_SHORT EXERCISE_
Write the data out again exactly, dropping any images it holds.

_DATA EXTRACT_

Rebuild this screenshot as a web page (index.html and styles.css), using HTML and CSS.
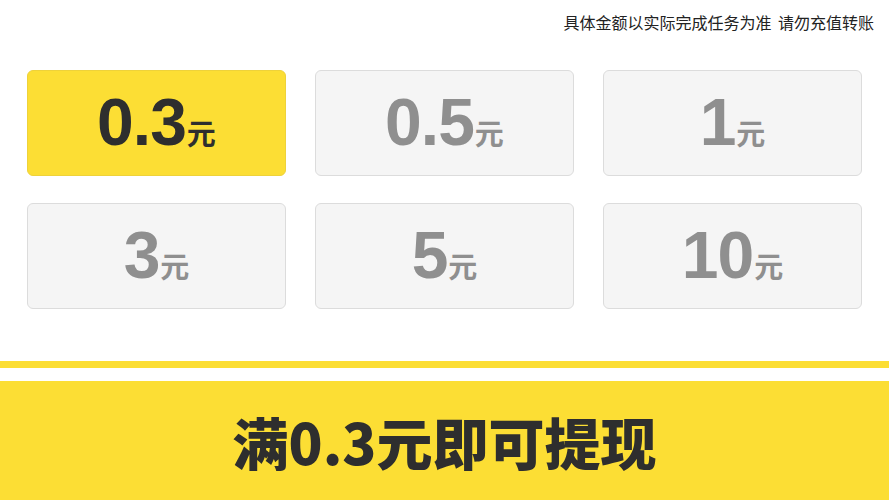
FILE: index.html
```html
<!DOCTYPE html>
<html lang="zh-CN">
<head>
  <meta charset="UTF-8">
  <title>提现</title>
  <link rel="stylesheet" href="styles.css">
</head>
<body>
  <div class="tip">具体金额以实际完成任务为准 请勿充值转账</div>

  <div class="grid">
    <div class="opt active"><span class="num">0.3</span><span class="unit">元</span></div>
    <div class="opt"><span class="num">0.5</span><span class="unit">元</span></div>
    <div class="opt"><span class="num">1</span><span class="unit">元</span></div>
    <div class="opt"><span class="num">3</span><span class="unit">元</span></div>
    <div class="opt"><span class="num">5</span><span class="unit">元</span></div>
    <div class="opt"><span class="num">10</span><span class="unit">元</span></div>
  </div>

  <div class="stripe"></div>
  <div class="banner">满0.3元即可提现</div>
</body>
</html>
```

FILE: styles.css
```css
body {
  margin: 0;
  width: 889px;
  height: 500px;
  overflow: hidden;
  background: #fff;
  font-family: "Liberation Sans", "Noto Sans CJK SC", sans-serif;
  color: #333;
}

.tip {
  height: 48px;
  padding-right: 15px;
  text-align: right;
  font-size: 16px;
  line-height: 48px;
  word-spacing: 2px;
  color: #222;
}

.grid {
  display: grid;
  grid-template-columns: repeat(3, 259px);
  grid-auto-rows: 106px;
  column-gap: 29px;
  row-gap: 27px;
  padding: 22px 0 0 27px;
}

.opt {
  display: flex;
  justify-content: center;
  align-items: baseline;
  padding-top: 16px;
  box-sizing: border-box;
  background: #f5f5f5;
  border: 1px solid #dcdcdc;
  border-radius: 6px;
  color: #8f8f8f;
  font-weight: bold;
}

.opt.active {
  background: #fcde34;
  border-color: #eed23a;
  color: #2e2e2e;
}

.num {
  font-size: 66px;
  line-height: 70px;
  letter-spacing: -1px;
}

.unit {
  font-family: "Noto Sans CJK SC", sans-serif;
  font-size: 29px;
  margin-left: 1px;
}

.stripe {
  height: 7px;
  margin-top: 52px;
  background: #fcde34;
}

.banner {
  height: 119px;
  margin-top: 13px;
  background: #fcde34;
  text-align: center;
  font-family: "Noto Sans CJK SC", sans-serif;
  font-weight: 900;
  font-size: 56px;
  line-height: 119px;
  color: #2e2e2e;
}
```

_ANSWER_
Rebuild this screenshot as a web page (index.html and styles.css), using HTML and CSS.
FILE: index.html
```html
<!DOCTYPE html>
<html lang="zh-CN">
<head>
  <meta charset="UTF-8">
  <title>提现</title>
  <link rel="stylesheet" href="styles.css">
</head>
<body>
  <div class="tip">具体金额以实际完成任务为准 请勿充值转账</div>

  <div class="grid">
    <div class="opt active"><span class="num">0.3</span><span class="unit">元</span></div>
    <div class="opt"><span class="num">0.5</span><span class="unit">元</span></div>
    <div class="opt"><span class="num">1</span><span class="unit">元</span></div>
    <div class="opt"><span class="num">3</span><span class="unit">元</span></div>
    <div class="opt"><span class="num">5</span><span class="unit">元</span></div>
    <div class="opt"><span class="num">10</span><span class="unit">元</span></div>
  </div>

  <div class="stripe"></div>
  <div class="banner">满0.3元即可提现</div>
</body>
</html>
```

FILE: styles.css
```css
body {
  margin: 0;
  width: 889px;
  height: 500px;
  overflow: hidden;
  background: #fff;
  font-family: "Liberation Sans", "Noto Sans CJK SC", sans-serif;
  color: #333;
}

.tip {
  height: 48px;
  padding-right: 15px;
  text-align: right;
  font-size: 16px;
  line-height: 48px;
  word-spacing: 2px;
  color: #222;
}

.grid {
  display: grid;
  grid-template-columns: repeat(3, 259px);
  grid-auto-rows: 106px;
  column-gap: 29px;
  row-gap: 27px;
  padding: 22px 0 0 27px;
}

.opt {
  display: flex;
  justify-content: center;
  align-items: baseline;
  padding-top: 16px;
  box-sizing: border-box;
  background: #f5f5f5;
  border: 1px solid #dcdcdc;
  border-radius: 6px;
  color: #8f8f8f;
  font-weight: bold;
}

.opt.active {
  background: #fcde34;
  border-color: #eed23a;
  color: #2e2e2e;
}

.num {
  font-size: 66px;
  line-height: 70px;
  letter-spacing: -1px;
}

.unit {
  font-family: "Noto Sans CJK SC", sans-serif;
  font-size: 29px;
  margin-left: 1px;
}

.stripe {
  height: 7px;
  margin-top: 52px;
  background: #fcde34;
}

.banner {
  height: 119px;
  margin-top: 13px;
  background: #fcde34;
  text-align: center;
  font-family: "Noto Sans CJK SC", sans-serif;
  font-weight: 900;
  font-size: 56px;
  line-height: 119px;
  color: #2e2e2e;
}
```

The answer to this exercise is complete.